Improved Multi-Agent Reinforcement Learning for Path Planning-Based Crowd Simulation

The combination of multi-agent technology and reinforcement learning methods has been recognized as an effective way which is used in path planning-based crowd simulation. However, the existing solution is still not satisfactory due to the problem in the mutual influence of agents. Therefore, an improved multi-agent reinforcement learning method (IMARL algorithm) is introduced. In this method, the intersection of the pedestrian trajectory extracted from the real video is first used as the state space for reinforcement learning. The crowd is grouped and the leader is selected. A bulletin board is added to the reinforcement learning algorithm of multi-agent to store the empirical knowledge of the learning process, and the navigation agent passes information between the leader and the bulletin board. The original social force model was improved, and the cohesive force of visual factors was added to the force formula. The IMARL algorithm is combined with the improved social force model for crowd evacuation simulation.

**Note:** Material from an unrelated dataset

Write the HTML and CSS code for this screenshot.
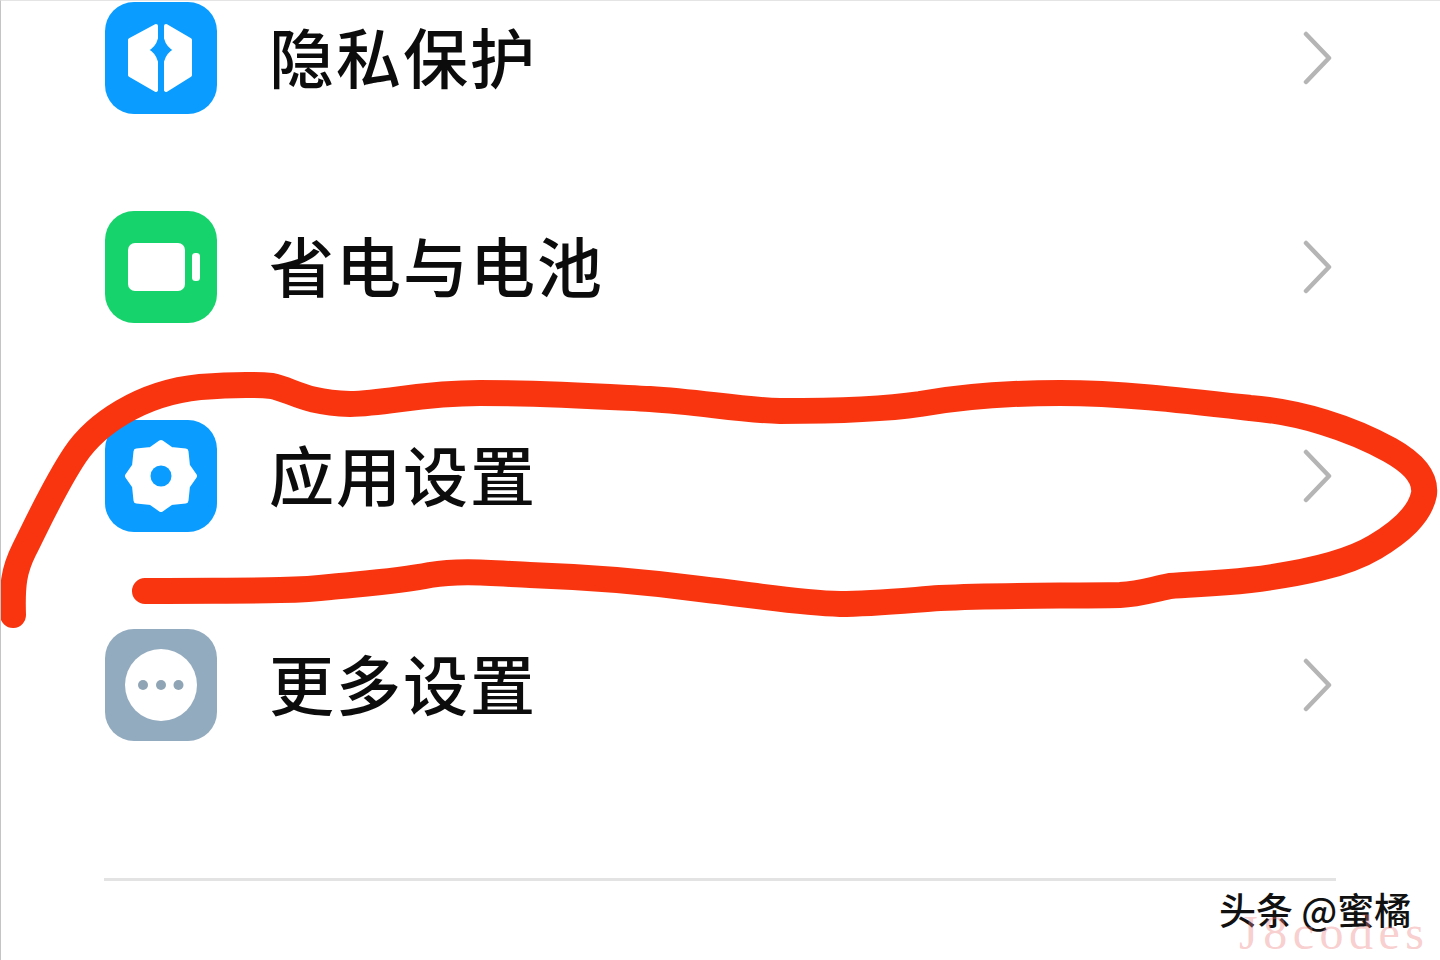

Using a two-layer control mechanism, the leader in the upper layer uses the decision process based on the IMARL algorithm to select the path, and the individuals in the bottom group use the improved social force model to evacuate. The method of this paper not only solves the dimensionality disaster problem of reinforcement learning but also improves the convergence speed. The evacuation efficiency is effectively improved in crowd evacuation simulation experiments. In addition, it can also provide specific guidance scheme for crowd evacuation improvement and assistant decision support for the prevention and management of large-scale group trampling incidents.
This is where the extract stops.